George Floyd Killing: The Trial is available on Sky channel 524, on YouTube and online through the Sky News website and app from 3pm to 11pm Monday to Friday for the duration of the trial.
Mixing in the cloud
Sky’s brief to easylive.io was for a 24/7 video mixer, cloud based, from where they could pilot and run the show collaboratively and remotely.
Another goal was to ingest multiple live sources (SRT, WebRTC, and other video protocols) and to be able to mix it with overlays, lower thirds, graphics, perform picture in picture and add remote commentators as needed for live commentary on the trial - all the basics required with a video mixer.
A further requirement was that one operator be able to run the show (including the other technical partners onboard).
“This is exactly what we do,” says Philippe Laurent, CEO and co-founder Easylive.io. “We offer a fully cloud based visual mixer for switching multiple live inputs, VODs, graphics and overlays. Everything is mixed in real time in the cloud to deliver broadcast-grade live feeds.”
While easylive.io operate one cloud, Singularlive’s graphics operate in another with no issues integrating the two.
“Singular has been a long-time partner of ours,” explains Laurent. “We are the first cloud-based service to integrate HTML overlays, therefore it was a no brainer to work closely with Singular. You add a new input in your mixer and select Singular to receive their overlays. This action is literally performed in two clicks.”
Control of the channel is enabled on Sky’s desktop through Easylive’s GUI. “Our video mixer has been built under an API, meaning that you can fully control it from external services and automate the production,” he says.

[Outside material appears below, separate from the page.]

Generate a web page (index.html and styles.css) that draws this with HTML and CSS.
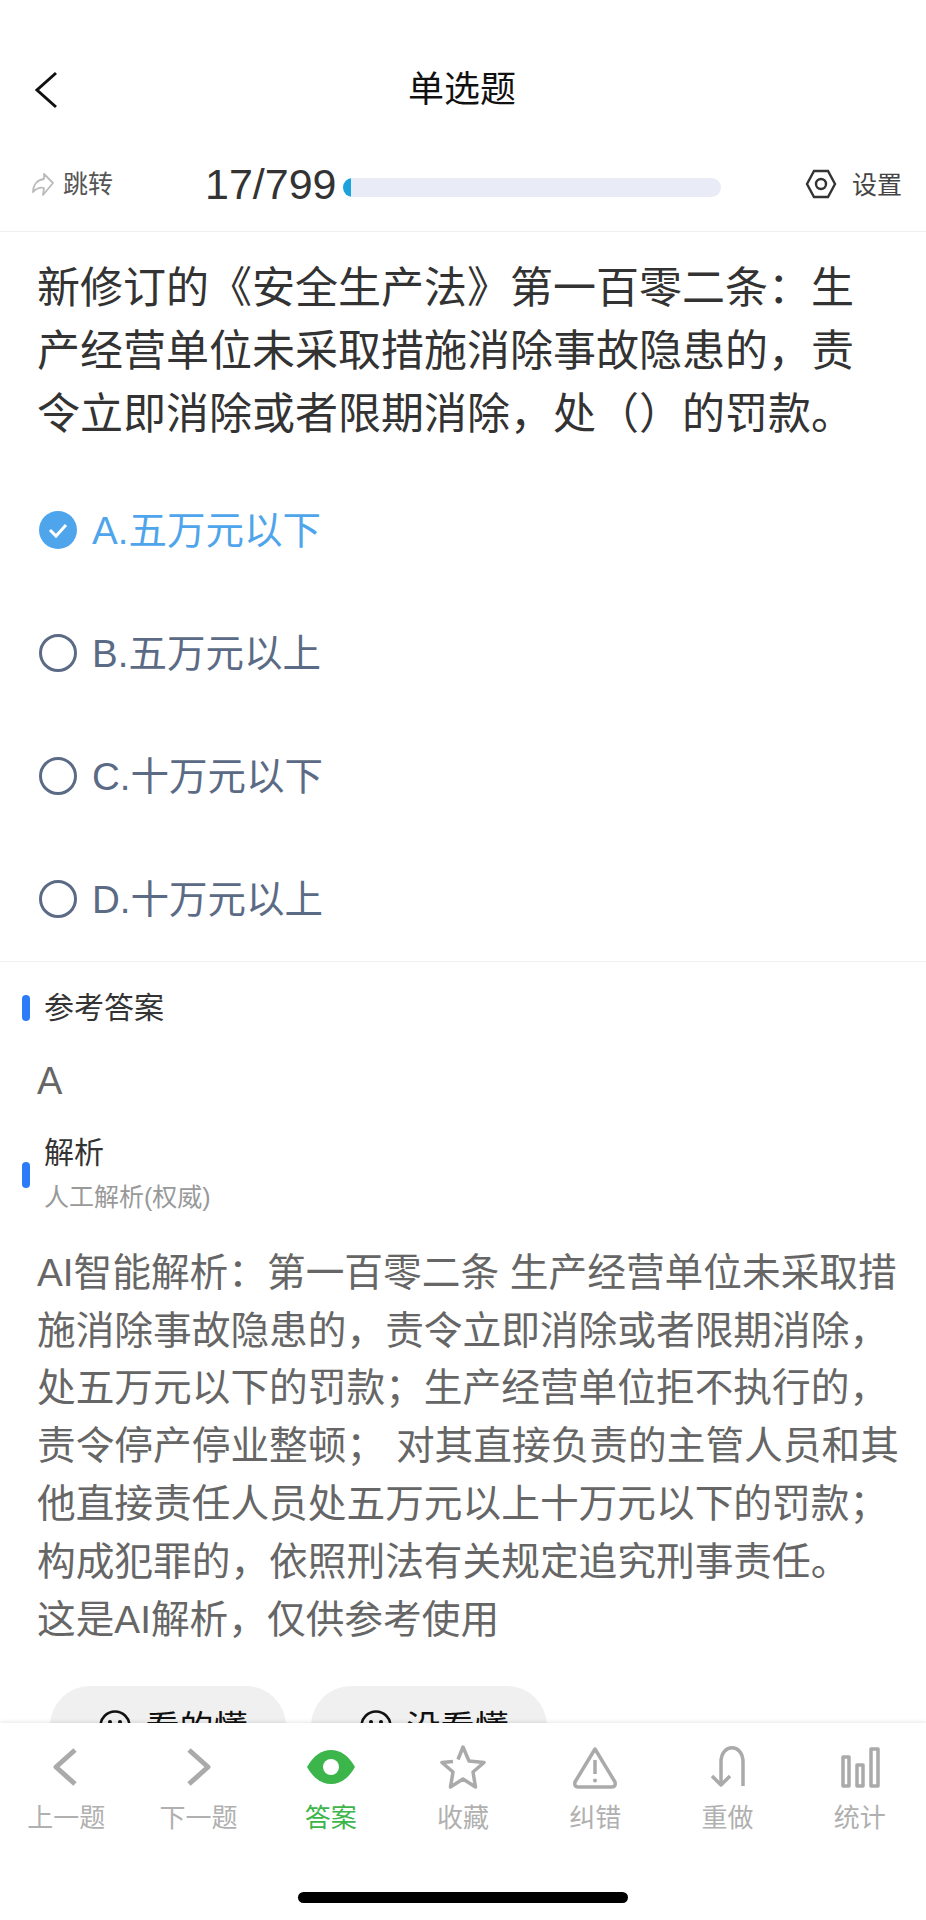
FILE: index.html
```html
<!DOCTYPE html>
<html lang="zh-CN">
<head>
<meta charset="UTF-8">
<meta name="viewport" content="width=device-width, initial-scale=1.0">
<title>单选题</title>
<link rel="stylesheet" href="styles.css">
</head>
<body>
<div class="page">
  <div class="content">
    <div class="nav">
      <svg class="nav-back" width="24" height="38" viewBox="0 0 24 38"><polyline points="22,2 3,19 22,36"/></svg>
      <div class="nav-title">单选题</div>
    </div>

    <div class="toolbar">
      <div class="jump">
        <svg width="24" height="26" viewBox="0 0 24 26"><path d="M13 2 L22 11 L12 23 L13 16 C9 15 5 17 2 20 C2 13 6 8 13 7 Z"/></svg>
        <span>跳转</span>
      </div>
      <div class="count">17/799</div>
      <div class="progress"><div class="progress-fill" style="width: 2.2%"></div></div>
      <div class="settings">
        <svg width="32" height="30" viewBox="0 0 32 30"><polygon points="2,15 9,2 23,2 30,15 23,28 9,28"/><circle cx="16" cy="15" r="5"/></svg>
        <span>设置</span>
      </div>
    </div>

    <div class="question">新修订的《安全生产法》第一百零二条&#xFF1A;生产经营单位未采取措施消除事故隐患的&#xFF0C;责令立即消除或者限期消除&#xFF0C;处&#xFF08;&#xFF09;的罚款。</div>

    <div class="options">
      <div class="option selected">
        <svg width="38" height="38" viewBox="0 0 38 38"><circle class="dot" cx="19" cy="19" r="19"/><polyline class="tick" points="11,19 17,25 27,14"/></svg>
        <span>A.五万元以下</span>
      </div>
      <div class="option">
        <svg width="38" height="38" viewBox="0 0 38 38"><circle cx="19" cy="19" r="17.5"/></svg>
        <span>B.五万元以上</span>
      </div>
      <div class="option">
        <svg width="38" height="38" viewBox="0 0 38 38"><circle cx="19" cy="19" r="17.5"/></svg>
        <span>C.十万元以下</span>
      </div>
      <div class="option">
        <svg width="38" height="38" viewBox="0 0 38 38"><circle cx="19" cy="19" r="17.5"/></svg>
        <span>D.十万元以上</span>
      </div>
    </div>

    <div class="section-head answer-head">
      <div class="section-bar"></div>
      <div class="section-title">参考答案</div>
    </div>
    <div class="answer">A</div>

    <div class="section-head analysis-head">
      <div class="section-bar"></div>
      <div>
        <div class="section-title">解析</div>
        <div class="section-sub">人工解析(权威)</div>
      </div>
    </div>
    <div class="analysis">AI智能解析&#xFF1A;第一百零二条 生产经营单位未采取措施消除事故隐患的&#xFF0C;责令立即消除或者限期消除&#xFF0C;处五万元以下的罚款&#xFF1B;生产经营单位拒不执行的&#xFF0C;责令停产停业整顿&#xFF1B; 对其直接负责的主管人员和其他直接责任人员处五万元以上十万元以下的罚款&#xFF1B;构成犯罪的&#xFF0C;依照刑法有关规定追究刑事责任。<br>这是AI解析&#xFF0C;仅供参考使用</div>

    <div class="feedback">
      <div class="feedback-btn">
        <svg width="32" height="32" viewBox="0 0 32 32"><circle cx="16" cy="16" r="14.5"/><circle class="eye" cx="11" cy="12" r="2"/><circle class="eye" cx="21" cy="12" r="2"/></svg>
        <span>看的懂</span>
      </div>
      <div class="feedback-btn">
        <svg width="32" height="32" viewBox="0 0 32 32"><circle cx="16" cy="16" r="14.5"/><circle class="eye" cx="11" cy="12" r="2"/><circle class="eye" cx="21" cy="12" r="2"/></svg>
        <span>没看懂</span>
      </div>
    </div>
  </div>

  <div class="tabbar">
    <div class="tabs">
      <div class="tab">
        <svg width="48" height="48" viewBox="0 0 48 48"><polyline points="33,7 14,24 33,41"/></svg>
        <span>上一题</span>
      </div>
      <div class="tab">
        <svg width="48" height="48" viewBox="0 0 48 48"><polyline points="15,7 34,24 15,41"/></svg>
        <span>下一题</span>
      </div>
      <div class="tab active">
        <svg width="48" height="48" viewBox="0 0 48 48"><path class="eye-shape" d="M0 24 C7 12 15 7 24 7 C33 7 41 12 48 24 C41 36 33 41 24 41 C15 41 7 36 0 24 Z"/><circle class="eye-pupil" cx="24" cy="24" r="8"/></svg>
        <span>答案</span>
      </div>
      <div class="tab">
        <svg width="48" height="48" viewBox="0 0 48 48"><path d="M19 16.5 L24 4 L30 18 L45 19.5 L34 29 L36.5 44 L24 36 L11.5 44 L14 29 L3 19.5 L14 18.5"/></svg>
        <span>收藏</span>
      </div>
      <div class="tab">
        <svg width="48" height="48" viewBox="0 0 48 48"><path d="M24 6 L44 39 Q45 44 41 44 H7 Q3 44 4 39 Z"/><line x1="24" y1="17" x2="24" y2="31"/><circle class="warn-dot" cx="24" cy="37.5" r="2"/></svg>
        <span>纠错</span>
      </div>
      <div class="tab">
        <svg width="48" height="48" viewBox="0 0 48 48"><path d="M39 43 V19 C39 0 17 0 17 19 V42"/><polyline points="8,33 17,42 26,33"/></svg>
        <span>重做</span>
      </div>
      <div class="tab">
        <svg width="48" height="48" viewBox="0 0 48 48"><rect x="7" y="14" width="6" height="29"/><rect x="21" y="22" width="6" height="21"/><rect x="35" y="6" width="7" height="37"/></svg>
        <span>统计</span>
      </div>
    </div>
    <div class="home-bar"></div>
  </div>
</div>
</body>
</html>
```

FILE: styles.css
```css
/* styles.css */
body {
  margin: 0;
  background-color: #fff;
  color: #333;
  font-family: "Liberation Sans", "Noto Sans CJK SC", sans-serif;
}

.page {
  height: 1920px;
  display: flex;
  flex-direction: column;
  overflow: hidden;
}

.content {
  flex: 1;
  min-height: 0;
  overflow: hidden;
}

/* top bar */
.nav {
  height: 74px;
  padding-top: 50px;
  display: flex;
  align-items: center;
  justify-content: center;
  position: relative;
}

.nav-back {
  position: absolute;
  left: 34px;
  top: 71px;
  fill: none;
  stroke: #111;
  stroke-width: 3;
}

.nav-title {
  font-size: 36px;
  color: #111;
  margin-bottom: 3px;
  margin-left: -2px;
}

.toolbar {
  height: 93px;
  padding-top: 14px;
  display: flex;
  align-items: center;
  border-bottom: 1px solid #f0f0f0;
}

.jump {
  width: 173px;
  padding-left: 31px;
  box-sizing: border-box;
  display: flex;
  align-items: center;
  gap: 8px;
  font-size: 25px;
  color: #555;
}

.jump span {
  margin-bottom: 5px;
}

.jump svg {
  fill: none;
  stroke: #bbb;
  stroke-width: 1.8;
  stroke-linejoin: round;
}

.count {
  font-size: 43px;
  color: #333;
  width: 138px;
  margin-left: 32px;
}

.progress {
  width: 378px;
  height: 19px;
  border-radius: 10px;
  background-color: #e9ecf6;
  overflow: hidden;
  margin-top: 6px;
}

.progress-fill {
  height: 100%;
  background-color: #1ba3dc;
}

.settings {
  margin-left: 84px;
  display: flex;
  align-items: center;
  gap: 15px;
  font-size: 25px;
  color: #444;
}

.settings span {
  margin-bottom: 4px;
}

.settings svg {
  fill: none;
  stroke: #333;
  stroke-width: 2.4;
  margin-bottom: 2px;
}

/* question */
.question {
  padding: 25px 40px 0 37px;
  font-size: 43px;
  line-height: 63px;
  color: #333;
}

.options {
  margin-top: 22px;
  border-bottom: 1px solid #f0f0f0;
  margin-bottom: -2px;
}

.option {
  height: 123.2px;
  padding-left: 39px;
  display: flex;
  align-items: center;
  gap: 15px;
  font-size: 38.5px;
  color: #5c6b85;
}

.option span {
  margin-bottom: 6px;
}

.option svg {
  fill: none;
  stroke: #5c6b85;
  stroke-width: 3;
}

.option.selected {
  color: #4fa5ec;
}

.option .dot {
  fill: #4fa5ec;
  stroke: none;
}

.option .tick {
  stroke: #fff;
  stroke-width: 3;
}

/* answer + analysis */
.section-head {
  display: flex;
  align-items: center;
  gap: 14px;
  padding-left: 22px;
}

.answer-head {
  margin-top: 28px;
}

.analysis-head {
  margin-top: 27px;
}

.section-bar {
  width: 8px;
  height: 26px;
  border-radius: 4px;
  background-color: #2b7cf6;
}

.section-title {
  font-size: 30px;
  line-height: 40px;
  color: #333;
}

.section-sub {
  font-size: 25px;
  line-height: 40px;
  margin-top: 4px;
  color: #999;
}

.answer {
  margin-top: 28px;
  padding-left: 37px;
  font-size: 38px;
  line-height: 50px;
  color: #666;
}

.analysis {
  margin-top: 27px;
  padding: 0 24px 0 37px;
  font-size: 38.7px;
  line-height: 57.8px;
  color: #666;
}

.feedback {
  margin-top: 38px;
  padding-left: 50px;
  display: flex;
  gap: 25px;
}

.feedback-btn {
  width: 236px;
  height: 84px;
  border-radius: 40px;
  background-color: #f0f0f0;
  box-sizing: border-box;
  padding-left: 10px;
  display: flex;
  align-items: center;
  justify-content: center;
  gap: 15px;
  font-size: 34px;
  color: #111;
}

.feedback-btn span {
  margin-bottom: 6px;
}

.feedback-btn svg {
  fill: none;
  stroke: #111;
  stroke-width: 2.5;
  margin-bottom: 4px;
}

.feedback-btn .eye {
  fill: #111;
  stroke: none;
}

/* bottom tabs */
.tabbar {
  height: 197px;
  flex-shrink: 0;
  background-color: #fff;
  box-shadow: 0 -1px 4px rgba(0, 0, 0, 0.1);
  position: relative;
}

.tabs {
  display: grid;
  grid-template-columns: repeat(7, 1fr);
  padding-top: 20px;
}

.tab {
  display: flex;
  flex-direction: column;
  align-items: center;
  font-size: 26px;
  line-height: 36px;
  color: #b0b0b0;
}

.tab span {
  margin-top: 9px;
}

.tab svg {
  fill: none;
  stroke: #aaa;
  stroke-width: 3.5;
  stroke-linejoin: round;
}

.tab:nth-child(-n+2) svg {
  stroke-width: 5;
}

.tab .warn-dot {
  fill: #aaa;
  stroke: none;
}

.tab.active {
  color: #3cb54a;
}

.tab .eye-shape {
  fill: #3cb54a;
  stroke: none;
}

.tab .eye-pupil {
  fill: #fff;
  stroke: none;
}

.home-bar {
  width: 330px;
  height: 11px;
  border-radius: 6px;
  background-color: #000;
  margin: 56px auto 0;
}
```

“We support every type of video protocols in ingest (RTMP(s), SRT, WebRTC, MPEG-TS (UDP/TCP, RTP, HTTP(s)), HLS, DASH, etc.) in both ingest and contribution. The studio itself delivers the expected experience from any professional video mixer (overlays, playlist, media bin, PIP, templating, etc.).
The service is fully SaaS, runs on AWS and is being deployed worldwide.
“Wherever you are located in the world, you can contribute and collaborate with your colleagues in real time,” Laurent adds.